An argument was gathering momentum whose earliest expression dated back to Thomas Babington Macaulay, a member of the Supreme Council in Calcutta, writing in 1835: ‘a single shelf of a good European library [is] worth the whole native literature of India and Arabia’. Any money spent by Britain on education in India – little that it was – ought, argued Macaulay, to go towards providing an English-style education rather than training new generations of young Indian men in the superstitions of their forefathers.

British interest in Indian literature did not entirely disappear, but as German scholars increasingly set the pace it was clear that the moment inaugurated, in an indirect way, by Robert Clive, had passed. It was revived only when a young Bengali teacher named Swami Vivekānanda, who was deeply influenced by Śankara, travelled to America in 1893 to take part in a World’s Parliament of Religions and offer some of the first yoga classes ever to be given in the West.

Vivekānanda’s main message, both in Chicago and when he later visited Britain, was an Indian twist on the claim attributed to Jesus Christ, that ‘No-one comes to the Father except through me.’ Offering a contrasting line from the Bhagavad Gita, Vivekānanda helped to set the tone for Western spiritual searching in ‘the East’ across much of the 20th century:

Whosoever comes to Me, through whatsoever form, I reach him; all men are struggling through paths which in the end lead to me.

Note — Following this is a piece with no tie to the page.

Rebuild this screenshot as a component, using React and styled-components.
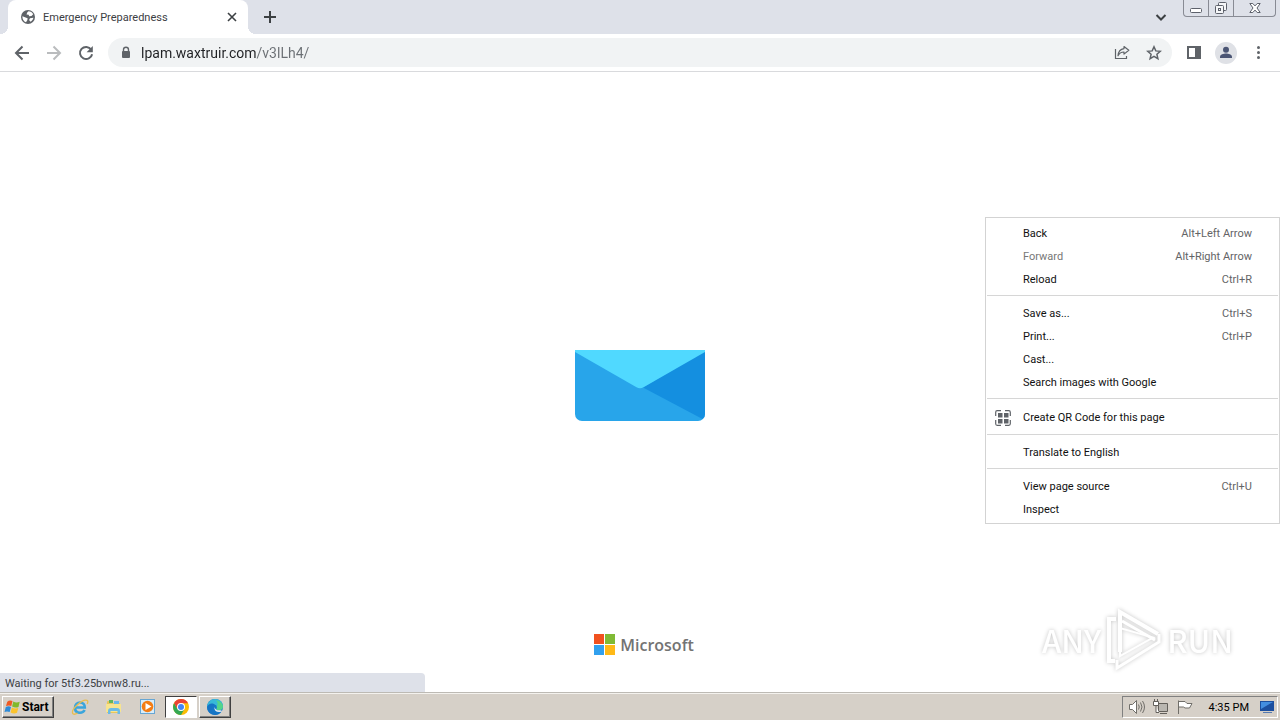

Had William Jones been in the audience when Vivekānanda spoke these words, he would no doubt have felt a surge of recognition. This was the Asian inspiration of which many in his own day, too, had stood in need. Jones had tried to meet that need. Here was Vivekānanda doing the same. In another half-century or so, the sitar master Ravi Shankar would press a book by Vivekānanda into the hands of George Harrison, setting the Beatles and a good chunk of their fanbase off on Asian odysseys of their own. Around and around it would go.